Challenges to spectrum allocation could perpetuate high data costs

Karl Blom, senior associate at Webber Wentzel, says recent legal challenges to the Independent Communication Authority of South Africa’s (ICASA) allocation of high-frequency spectrum threaten to delay the roll-out of 5G and next-generation devices, potentially for years. As long as this roll-out is delayed, it means continuing high infrastructure costs for operators, which translates into higher data costs for their customers.

Current litigation is focused on two invitations to apply (ITAs) recently issued by ICASA: (i) an invitation for applicants to apply for a licence to operate a Wireless Open Access Network (the WOAN); and (ii) an invitation for licensees to apply for international mobile telecommunication (IMT) spectrum, which will be instrumental to the deployment of 5G in South Africa.

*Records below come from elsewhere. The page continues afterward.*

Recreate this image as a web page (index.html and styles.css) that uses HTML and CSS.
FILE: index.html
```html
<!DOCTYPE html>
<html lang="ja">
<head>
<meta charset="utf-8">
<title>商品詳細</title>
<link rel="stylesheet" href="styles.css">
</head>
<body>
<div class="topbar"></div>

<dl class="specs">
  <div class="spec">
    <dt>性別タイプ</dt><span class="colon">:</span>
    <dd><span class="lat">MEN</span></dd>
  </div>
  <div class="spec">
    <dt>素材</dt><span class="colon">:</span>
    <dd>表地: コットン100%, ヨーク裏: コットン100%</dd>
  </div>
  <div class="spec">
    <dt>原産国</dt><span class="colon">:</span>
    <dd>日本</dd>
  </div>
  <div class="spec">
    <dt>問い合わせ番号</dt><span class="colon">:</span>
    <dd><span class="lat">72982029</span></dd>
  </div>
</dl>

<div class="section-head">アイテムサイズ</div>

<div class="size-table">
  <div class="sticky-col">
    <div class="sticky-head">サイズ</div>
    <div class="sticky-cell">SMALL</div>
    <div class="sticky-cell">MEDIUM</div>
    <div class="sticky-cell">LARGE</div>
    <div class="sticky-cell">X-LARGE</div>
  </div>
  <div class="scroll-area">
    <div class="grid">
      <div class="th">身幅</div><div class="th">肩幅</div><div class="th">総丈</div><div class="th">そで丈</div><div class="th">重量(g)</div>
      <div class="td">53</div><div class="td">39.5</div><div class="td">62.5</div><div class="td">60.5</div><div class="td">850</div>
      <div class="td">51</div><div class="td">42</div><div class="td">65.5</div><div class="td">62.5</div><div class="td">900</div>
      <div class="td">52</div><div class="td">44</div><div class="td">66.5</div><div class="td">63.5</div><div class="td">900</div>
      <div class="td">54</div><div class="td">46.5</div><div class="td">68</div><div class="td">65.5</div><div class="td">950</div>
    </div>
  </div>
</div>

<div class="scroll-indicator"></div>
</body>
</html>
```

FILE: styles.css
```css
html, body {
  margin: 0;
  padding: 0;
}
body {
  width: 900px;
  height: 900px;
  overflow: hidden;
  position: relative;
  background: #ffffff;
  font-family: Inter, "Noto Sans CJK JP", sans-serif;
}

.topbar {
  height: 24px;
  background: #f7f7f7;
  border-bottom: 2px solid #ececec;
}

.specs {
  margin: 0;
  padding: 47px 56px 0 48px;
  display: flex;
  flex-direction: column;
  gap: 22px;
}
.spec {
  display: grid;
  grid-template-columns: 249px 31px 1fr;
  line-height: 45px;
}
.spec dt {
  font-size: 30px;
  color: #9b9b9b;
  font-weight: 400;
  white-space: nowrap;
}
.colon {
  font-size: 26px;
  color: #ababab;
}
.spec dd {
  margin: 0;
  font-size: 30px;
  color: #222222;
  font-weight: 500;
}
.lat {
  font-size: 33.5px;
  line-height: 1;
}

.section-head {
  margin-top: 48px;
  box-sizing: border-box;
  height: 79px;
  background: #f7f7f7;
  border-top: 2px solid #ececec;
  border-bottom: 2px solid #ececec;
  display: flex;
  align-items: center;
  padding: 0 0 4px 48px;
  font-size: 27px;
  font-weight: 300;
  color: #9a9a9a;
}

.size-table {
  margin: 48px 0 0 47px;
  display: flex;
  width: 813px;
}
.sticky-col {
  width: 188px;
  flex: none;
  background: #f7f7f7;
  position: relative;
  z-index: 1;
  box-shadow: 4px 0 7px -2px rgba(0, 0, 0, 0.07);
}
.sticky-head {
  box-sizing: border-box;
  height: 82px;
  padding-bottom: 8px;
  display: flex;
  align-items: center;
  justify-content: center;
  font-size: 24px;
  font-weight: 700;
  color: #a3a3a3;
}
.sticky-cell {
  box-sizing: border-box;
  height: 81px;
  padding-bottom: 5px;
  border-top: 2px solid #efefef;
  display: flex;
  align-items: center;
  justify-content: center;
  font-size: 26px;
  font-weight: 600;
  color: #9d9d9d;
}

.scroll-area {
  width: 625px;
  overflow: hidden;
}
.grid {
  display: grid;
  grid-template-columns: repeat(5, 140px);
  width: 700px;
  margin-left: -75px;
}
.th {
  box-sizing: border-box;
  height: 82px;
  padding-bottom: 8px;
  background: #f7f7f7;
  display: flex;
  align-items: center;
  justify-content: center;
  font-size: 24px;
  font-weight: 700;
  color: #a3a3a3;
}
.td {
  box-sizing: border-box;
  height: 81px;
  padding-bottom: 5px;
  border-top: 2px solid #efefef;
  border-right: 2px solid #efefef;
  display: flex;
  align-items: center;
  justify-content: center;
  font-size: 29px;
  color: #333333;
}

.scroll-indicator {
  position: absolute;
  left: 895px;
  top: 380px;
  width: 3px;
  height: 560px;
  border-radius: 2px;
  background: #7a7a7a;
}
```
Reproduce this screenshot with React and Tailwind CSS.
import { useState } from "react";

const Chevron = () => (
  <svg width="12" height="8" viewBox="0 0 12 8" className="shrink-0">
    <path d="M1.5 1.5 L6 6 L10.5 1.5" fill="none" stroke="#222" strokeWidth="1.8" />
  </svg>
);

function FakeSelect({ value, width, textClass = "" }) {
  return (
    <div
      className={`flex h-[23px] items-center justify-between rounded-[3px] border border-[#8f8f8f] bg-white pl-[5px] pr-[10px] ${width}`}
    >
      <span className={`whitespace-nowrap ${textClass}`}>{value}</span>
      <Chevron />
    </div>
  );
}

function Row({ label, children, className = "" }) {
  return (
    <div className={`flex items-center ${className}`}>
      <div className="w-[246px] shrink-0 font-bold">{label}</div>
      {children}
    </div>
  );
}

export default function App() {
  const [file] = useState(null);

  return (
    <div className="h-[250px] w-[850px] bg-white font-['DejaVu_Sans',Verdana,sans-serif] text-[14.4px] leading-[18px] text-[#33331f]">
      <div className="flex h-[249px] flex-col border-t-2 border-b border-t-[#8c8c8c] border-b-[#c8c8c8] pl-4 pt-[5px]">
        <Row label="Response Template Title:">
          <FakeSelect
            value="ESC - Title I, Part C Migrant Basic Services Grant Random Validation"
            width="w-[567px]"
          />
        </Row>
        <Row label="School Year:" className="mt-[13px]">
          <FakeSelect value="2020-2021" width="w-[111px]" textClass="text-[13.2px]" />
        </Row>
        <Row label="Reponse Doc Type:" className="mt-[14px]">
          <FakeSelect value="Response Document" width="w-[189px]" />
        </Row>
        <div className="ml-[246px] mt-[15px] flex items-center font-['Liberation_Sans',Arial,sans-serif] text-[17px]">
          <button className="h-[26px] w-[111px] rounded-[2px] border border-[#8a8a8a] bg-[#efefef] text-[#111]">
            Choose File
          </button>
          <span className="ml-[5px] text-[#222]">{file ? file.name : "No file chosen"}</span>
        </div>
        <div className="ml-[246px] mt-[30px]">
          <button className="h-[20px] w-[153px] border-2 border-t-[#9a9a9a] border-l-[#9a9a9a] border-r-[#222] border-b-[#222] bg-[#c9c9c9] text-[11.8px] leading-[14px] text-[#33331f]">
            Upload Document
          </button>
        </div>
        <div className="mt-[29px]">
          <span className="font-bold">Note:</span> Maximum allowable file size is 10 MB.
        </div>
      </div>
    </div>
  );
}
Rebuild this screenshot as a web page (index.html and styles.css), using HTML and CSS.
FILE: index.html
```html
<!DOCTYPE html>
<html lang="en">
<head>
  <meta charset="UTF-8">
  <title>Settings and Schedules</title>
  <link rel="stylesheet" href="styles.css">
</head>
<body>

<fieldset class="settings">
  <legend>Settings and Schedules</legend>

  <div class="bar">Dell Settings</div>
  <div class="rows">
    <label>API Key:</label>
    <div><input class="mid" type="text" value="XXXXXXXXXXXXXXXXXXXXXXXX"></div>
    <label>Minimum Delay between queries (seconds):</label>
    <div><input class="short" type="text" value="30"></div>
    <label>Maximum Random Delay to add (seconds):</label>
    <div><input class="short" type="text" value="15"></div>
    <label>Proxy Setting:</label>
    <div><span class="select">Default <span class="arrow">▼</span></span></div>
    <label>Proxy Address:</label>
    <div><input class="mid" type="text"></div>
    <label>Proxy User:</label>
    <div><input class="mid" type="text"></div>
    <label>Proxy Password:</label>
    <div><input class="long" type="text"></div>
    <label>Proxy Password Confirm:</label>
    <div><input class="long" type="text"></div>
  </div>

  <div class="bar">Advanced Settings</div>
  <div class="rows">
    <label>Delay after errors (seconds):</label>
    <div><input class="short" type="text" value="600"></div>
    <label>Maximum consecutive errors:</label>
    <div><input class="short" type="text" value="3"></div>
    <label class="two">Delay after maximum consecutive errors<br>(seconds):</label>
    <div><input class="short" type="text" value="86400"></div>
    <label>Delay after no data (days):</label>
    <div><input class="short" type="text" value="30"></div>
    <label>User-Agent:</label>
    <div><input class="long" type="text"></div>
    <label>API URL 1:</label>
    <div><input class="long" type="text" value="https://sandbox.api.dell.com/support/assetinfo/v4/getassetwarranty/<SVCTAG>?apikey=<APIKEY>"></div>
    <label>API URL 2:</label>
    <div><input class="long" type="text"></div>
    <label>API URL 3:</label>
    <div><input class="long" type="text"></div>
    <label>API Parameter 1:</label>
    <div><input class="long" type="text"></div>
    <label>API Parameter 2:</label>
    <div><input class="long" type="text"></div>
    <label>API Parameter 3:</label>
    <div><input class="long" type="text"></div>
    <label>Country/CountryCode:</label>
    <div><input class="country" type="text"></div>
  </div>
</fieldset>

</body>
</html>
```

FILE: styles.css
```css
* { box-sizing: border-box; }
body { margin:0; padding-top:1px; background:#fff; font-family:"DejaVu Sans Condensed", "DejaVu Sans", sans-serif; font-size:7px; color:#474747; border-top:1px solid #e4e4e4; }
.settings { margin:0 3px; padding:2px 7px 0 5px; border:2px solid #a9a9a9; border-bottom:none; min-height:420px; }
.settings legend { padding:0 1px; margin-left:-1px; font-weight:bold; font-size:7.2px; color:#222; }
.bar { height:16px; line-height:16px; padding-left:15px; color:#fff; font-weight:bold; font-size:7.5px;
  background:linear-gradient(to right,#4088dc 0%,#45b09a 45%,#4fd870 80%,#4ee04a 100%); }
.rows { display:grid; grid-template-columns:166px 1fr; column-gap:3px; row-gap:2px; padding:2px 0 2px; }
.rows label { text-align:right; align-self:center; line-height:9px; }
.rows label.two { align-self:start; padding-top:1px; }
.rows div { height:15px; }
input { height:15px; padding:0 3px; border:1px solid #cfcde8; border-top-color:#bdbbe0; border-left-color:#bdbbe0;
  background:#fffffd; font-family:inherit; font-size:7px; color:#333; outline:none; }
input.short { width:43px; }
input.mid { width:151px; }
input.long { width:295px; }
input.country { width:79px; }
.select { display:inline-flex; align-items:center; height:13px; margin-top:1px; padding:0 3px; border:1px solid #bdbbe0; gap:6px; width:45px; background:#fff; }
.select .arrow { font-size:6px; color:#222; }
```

Telkom, MTN and eTV have challenged the two ITAs on various grounds. Telkom’s application for an interdict to halt both ITAs was heard in early February and is supported, in part, by eTV. If successful, the spectrum auction could be delayed, potentially for years, Blom says, while the matter proceeds through the courts.

MTN has challenged the “tier 1” and “tier 2” classifications introduced by ICASA in IMT ITA, on the basis that these classifications are not accurately defined and unfairly prejudice applicants that are categorised as “tier 1”. Should MTN succeed in its challenge, ICASA may dispute the outcome, which would result in delays to the spectrum issuing process.